Collateral Attack on Order Nixing Attempt to Enforce $700K Settlement Offer Fails – IL 1st Dist.

The First District appeals court recently examined the collateral attack doctrine – which immunizes a court’s judgment from challenge in a separate judicial proceeding – in a case flowing from failed settlement talks.

The defendants in Tielke v. Auto Owners Insurance Company, 2019 IL App(1st) 181756, four years after a 2013 personal injury suit was filed, made an eve-of-trial verbal offer to settle for $700,000.

The plaintiff’s counsel verbally accepted the offer the next day before trial started.  Defendants’ counsel responded by saying “offer withdrawn.”

After plaintiff’s motion to enforce the settlement offer was denied by the personal injury case trial judge, the case proceeded to trial. Plaintiff was awarded less than half of the withdrawn $700,000 offer.  The trial judge told the plaintiff’s counsel he should file a breach of contract action at a later date.

A few weeks later, plaintiff did just that: it filed a separate breach of contract action to recover the difference between the withdrawn offer and the personal injury case judgment (about $400,000). The theory was that defendant breached an enforceable agreement to settle the personal injury suit.

The trial court dismissed the breach of contract action on defendant’s Section 2-619 motion.  The basis for the motion was that the breach of contract suit was an improper collateral attack on an order (the one denying the motion to enforce settlement) entered in the 2013 personal injury suit.

Affirming, the First District held that under the collateral attack doctrine, a court’s final judgment can only be attacked through direct appeal or a post-judgment motion to reconsider or to vacate the judgment.  735 ILCS 5/2-1203, 2-1301, 2-1401, etc.

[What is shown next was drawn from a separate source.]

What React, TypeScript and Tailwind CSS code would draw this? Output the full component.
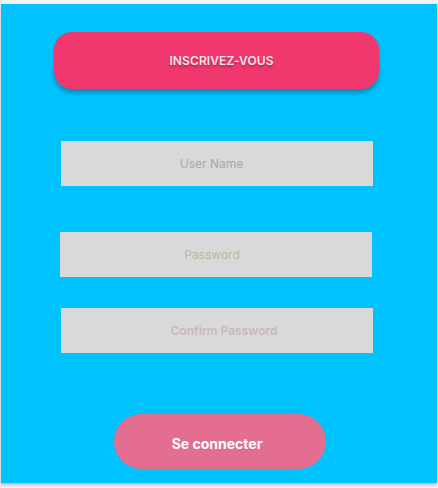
import React from 'react';

const font = { fontFamily: 'Inter, "Noto Sans", sans-serif' };

const App: React.FC = () => {
  return (
    <div className="w-[438px] h-[488px] bg-[#f4f4f4] pt-[4px] pl-[1px]" style={font}>
      <div className="w-[436px] h-[479px] bg-[#00C2FF] flex flex-col shadow-[0_2px_3px_rgba(0,0,0,0.25)]">
        <button className="ml-[53px] mt-[28px] w-[325px] h-[57px] rounded-[18px] bg-[#F0376E] shadow-[0_4px_4px_rgba(0,0,0,0.25)] text-[12px] font-semibold text-[#f6e4ea] [text-shadow:0_2px_2px_rgba(0,0,0,0.25)] tracking-[0.1px] pl-[10px]">
          INSCRIVEZ-VOUS
        </button>

        <input
          placeholder="User Name"
          className="ml-[60px] mt-[52px] w-[312px] h-[45px] bg-[#D9D9D9] text-center pr-[11px] text-[12px] outline-none placeholder:text-[#a3abab]"
        />
        <input
          type="password"
          placeholder="Password"
          className="ml-[59px] mt-[46px] w-[312px] h-[45px] bg-[#D9D9D9] text-center pr-[8px] text-[12px] outline-none placeholder:text-[#b9b7a2]"
        />
        <input
          type="password"
          placeholder="Confirm Password"
          className="ml-[60px] mt-[31px] w-[312px] h-[45px] bg-[#D9D9D9] text-center pl-[14px] text-[12px] font-semibold outline-none placeholder:text-[#c8b9b9]"
        />

        <button className="ml-[113px] mt-[61px] w-[212px] h-[55px] rounded-full bg-[#E46E8F] text-white text-[14px] font-bold pr-[6px] pt-[3px]">
          Se connecter
        </button>
      </div>
    </div>
  );
};

export default App;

The collateral attack rule bars later lawsuits that would effectively modify a former adjudication in another lawsuit. Both final and interlocutory (non-final) orders are immune from collateral attack. [¶31]

The appeals court found that by filing a separate breach of contract action, the plaintiff was trying to end-run the order denying her motion to enforce the settlement agreement in the 2013 personal injury suit.  Plaintiff failed to either move to reconsider the denial of her motion to enforce the settlement (which she could have done under Code Section 2-1203) or file a notice of appeal (pursuant to Rule 303).

By failing to file a motion to vacate the personal injury case court’s order denying the settlement motion or to appeal from the order, plaintiff failed to preserve the issue (whether the motion to enforce was properly denied) for review.  This precluded a later challenge to the order in subsequent litigation.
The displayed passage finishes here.